Determine how many lines include the string "screenshot". Output that number only.

Exercise data
============

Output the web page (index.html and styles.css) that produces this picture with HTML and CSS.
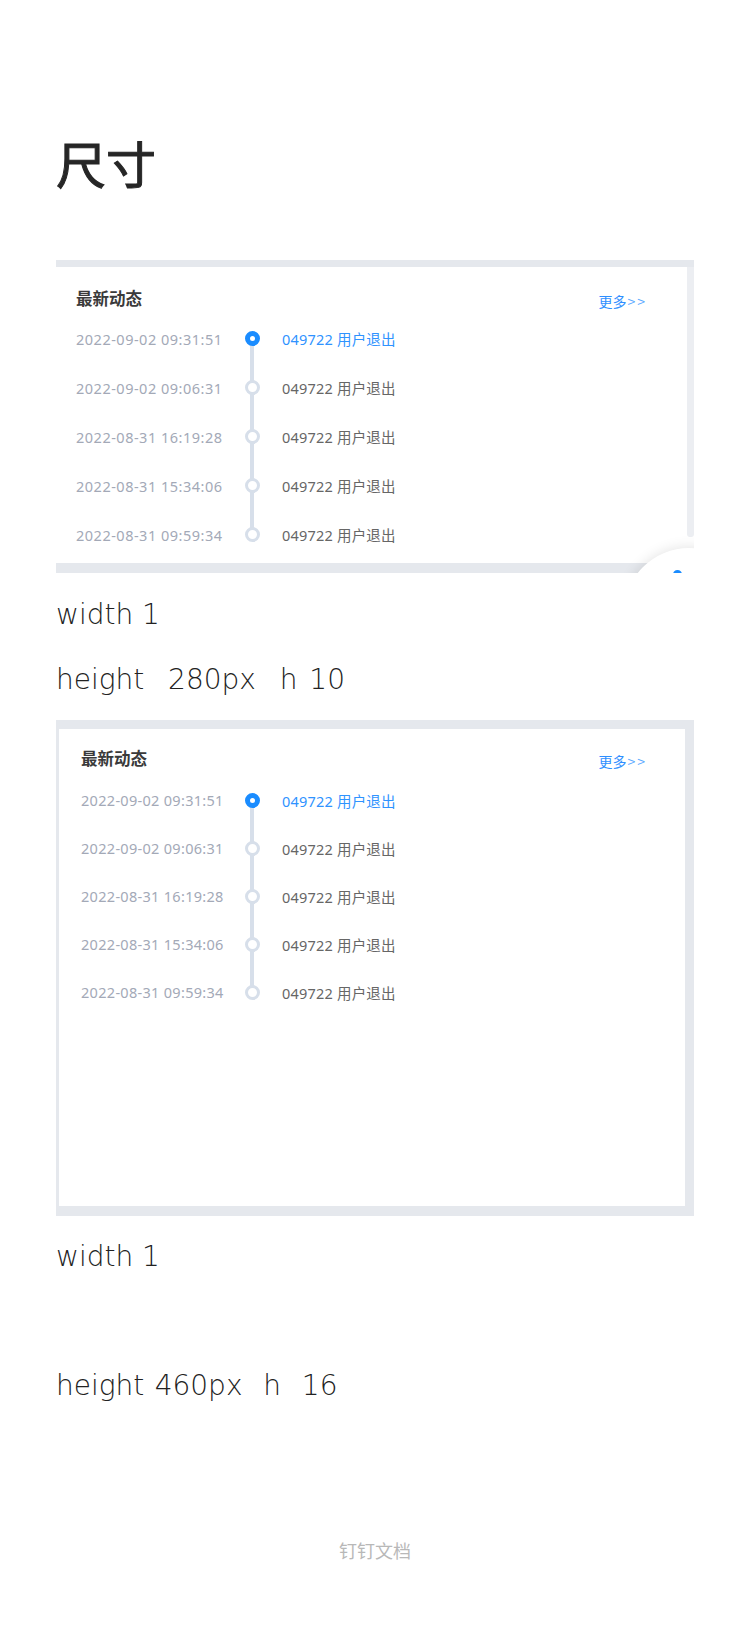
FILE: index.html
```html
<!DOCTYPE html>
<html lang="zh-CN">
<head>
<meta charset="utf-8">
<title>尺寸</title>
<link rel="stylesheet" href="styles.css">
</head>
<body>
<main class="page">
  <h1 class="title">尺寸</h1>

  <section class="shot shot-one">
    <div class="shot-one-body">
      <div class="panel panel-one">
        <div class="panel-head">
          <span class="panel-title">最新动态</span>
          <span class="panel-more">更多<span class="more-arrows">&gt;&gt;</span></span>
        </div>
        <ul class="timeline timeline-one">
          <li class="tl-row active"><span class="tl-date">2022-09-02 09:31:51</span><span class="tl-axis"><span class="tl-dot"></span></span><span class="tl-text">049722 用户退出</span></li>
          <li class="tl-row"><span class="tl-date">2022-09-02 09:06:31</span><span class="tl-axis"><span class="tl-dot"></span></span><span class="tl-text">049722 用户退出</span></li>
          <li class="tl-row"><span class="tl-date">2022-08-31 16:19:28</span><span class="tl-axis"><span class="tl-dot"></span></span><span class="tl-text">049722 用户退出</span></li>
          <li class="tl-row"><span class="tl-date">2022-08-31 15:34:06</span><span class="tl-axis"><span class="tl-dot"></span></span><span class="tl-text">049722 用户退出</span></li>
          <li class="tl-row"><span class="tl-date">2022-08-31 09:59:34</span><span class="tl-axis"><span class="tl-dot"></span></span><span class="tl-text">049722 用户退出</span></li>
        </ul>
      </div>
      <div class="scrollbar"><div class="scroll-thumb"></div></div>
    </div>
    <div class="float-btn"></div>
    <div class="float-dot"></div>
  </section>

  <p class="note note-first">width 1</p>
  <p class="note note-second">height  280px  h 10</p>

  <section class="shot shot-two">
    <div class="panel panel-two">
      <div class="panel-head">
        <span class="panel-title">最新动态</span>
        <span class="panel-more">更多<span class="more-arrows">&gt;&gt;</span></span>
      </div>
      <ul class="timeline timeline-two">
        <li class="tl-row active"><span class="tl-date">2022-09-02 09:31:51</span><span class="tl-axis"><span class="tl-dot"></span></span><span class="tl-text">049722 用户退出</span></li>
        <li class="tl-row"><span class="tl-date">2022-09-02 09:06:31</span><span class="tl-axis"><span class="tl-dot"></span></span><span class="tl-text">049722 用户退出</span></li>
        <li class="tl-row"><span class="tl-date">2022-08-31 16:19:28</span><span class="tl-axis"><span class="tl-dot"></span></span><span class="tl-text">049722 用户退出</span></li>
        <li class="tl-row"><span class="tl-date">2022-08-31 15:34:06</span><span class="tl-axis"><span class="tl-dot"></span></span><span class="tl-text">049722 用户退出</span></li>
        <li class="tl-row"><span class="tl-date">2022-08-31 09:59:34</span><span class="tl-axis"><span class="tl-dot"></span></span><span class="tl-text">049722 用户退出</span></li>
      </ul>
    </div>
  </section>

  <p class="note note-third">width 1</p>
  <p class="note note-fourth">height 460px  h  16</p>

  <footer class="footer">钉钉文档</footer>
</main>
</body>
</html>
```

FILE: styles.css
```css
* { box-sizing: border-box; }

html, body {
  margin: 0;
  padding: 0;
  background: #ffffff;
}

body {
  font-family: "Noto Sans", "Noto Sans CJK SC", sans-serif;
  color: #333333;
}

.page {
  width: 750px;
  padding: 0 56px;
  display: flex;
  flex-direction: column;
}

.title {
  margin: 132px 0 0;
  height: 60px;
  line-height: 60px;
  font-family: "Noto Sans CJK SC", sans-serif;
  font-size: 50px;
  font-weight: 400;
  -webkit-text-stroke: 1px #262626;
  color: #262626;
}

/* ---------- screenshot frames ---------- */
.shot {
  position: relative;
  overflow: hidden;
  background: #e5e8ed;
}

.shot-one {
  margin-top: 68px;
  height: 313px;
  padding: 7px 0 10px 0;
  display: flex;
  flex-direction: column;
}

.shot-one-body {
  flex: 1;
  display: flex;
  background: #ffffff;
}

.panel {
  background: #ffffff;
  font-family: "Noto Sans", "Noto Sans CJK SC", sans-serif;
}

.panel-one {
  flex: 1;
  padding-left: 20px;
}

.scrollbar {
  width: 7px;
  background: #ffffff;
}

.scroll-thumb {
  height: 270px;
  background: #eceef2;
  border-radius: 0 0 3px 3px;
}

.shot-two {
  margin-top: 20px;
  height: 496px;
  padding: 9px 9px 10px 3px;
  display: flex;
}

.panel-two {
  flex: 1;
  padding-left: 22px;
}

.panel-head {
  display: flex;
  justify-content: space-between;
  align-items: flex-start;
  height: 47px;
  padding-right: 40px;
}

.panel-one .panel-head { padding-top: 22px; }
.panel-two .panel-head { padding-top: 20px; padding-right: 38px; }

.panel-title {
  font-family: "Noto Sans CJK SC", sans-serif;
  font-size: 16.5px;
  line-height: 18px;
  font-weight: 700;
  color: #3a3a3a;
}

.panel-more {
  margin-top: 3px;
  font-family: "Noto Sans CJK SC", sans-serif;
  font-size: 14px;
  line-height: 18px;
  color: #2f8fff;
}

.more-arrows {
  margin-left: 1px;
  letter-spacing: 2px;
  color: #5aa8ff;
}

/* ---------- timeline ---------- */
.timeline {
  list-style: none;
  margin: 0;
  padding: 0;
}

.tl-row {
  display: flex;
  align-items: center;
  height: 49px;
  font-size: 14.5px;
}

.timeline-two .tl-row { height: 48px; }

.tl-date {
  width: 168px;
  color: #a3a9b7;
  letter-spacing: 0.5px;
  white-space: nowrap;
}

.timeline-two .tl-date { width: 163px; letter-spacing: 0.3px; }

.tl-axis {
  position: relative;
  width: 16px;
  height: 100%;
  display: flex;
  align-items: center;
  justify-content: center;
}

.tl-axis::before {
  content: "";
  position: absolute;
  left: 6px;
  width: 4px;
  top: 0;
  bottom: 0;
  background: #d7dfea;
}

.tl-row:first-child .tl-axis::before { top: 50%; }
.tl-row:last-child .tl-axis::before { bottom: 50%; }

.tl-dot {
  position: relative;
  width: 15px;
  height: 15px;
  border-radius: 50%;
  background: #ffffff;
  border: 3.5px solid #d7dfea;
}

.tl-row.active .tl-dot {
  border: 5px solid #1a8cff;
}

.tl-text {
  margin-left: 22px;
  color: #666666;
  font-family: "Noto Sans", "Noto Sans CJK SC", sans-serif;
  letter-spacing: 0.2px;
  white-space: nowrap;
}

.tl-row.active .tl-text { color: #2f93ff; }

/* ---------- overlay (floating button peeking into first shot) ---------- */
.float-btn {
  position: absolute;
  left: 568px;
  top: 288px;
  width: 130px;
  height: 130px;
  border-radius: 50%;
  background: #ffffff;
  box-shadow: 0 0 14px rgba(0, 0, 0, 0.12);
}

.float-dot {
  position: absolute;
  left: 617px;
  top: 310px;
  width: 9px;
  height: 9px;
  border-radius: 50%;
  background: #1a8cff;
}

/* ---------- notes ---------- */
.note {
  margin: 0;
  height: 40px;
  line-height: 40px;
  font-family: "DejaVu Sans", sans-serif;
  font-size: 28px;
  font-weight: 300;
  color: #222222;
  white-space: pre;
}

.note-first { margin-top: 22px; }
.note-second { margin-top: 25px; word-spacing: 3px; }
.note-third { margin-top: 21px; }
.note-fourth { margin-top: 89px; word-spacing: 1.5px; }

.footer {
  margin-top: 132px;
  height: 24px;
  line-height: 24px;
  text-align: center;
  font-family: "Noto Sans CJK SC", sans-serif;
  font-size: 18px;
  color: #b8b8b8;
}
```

============

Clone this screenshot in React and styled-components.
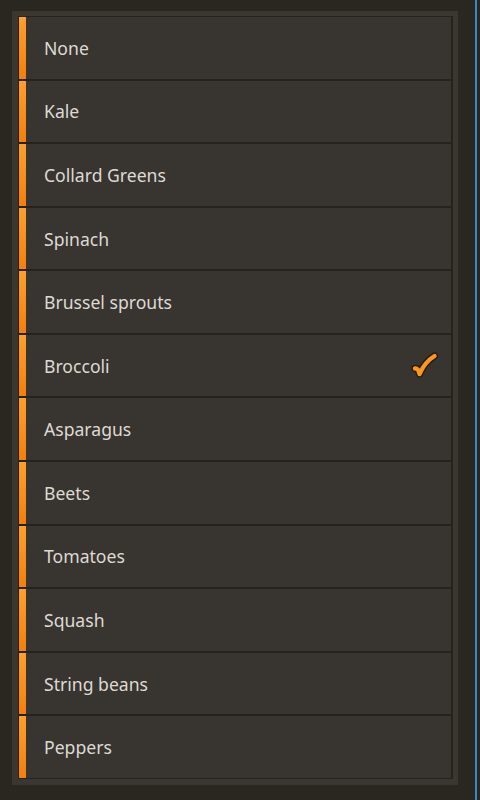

============

Response below
2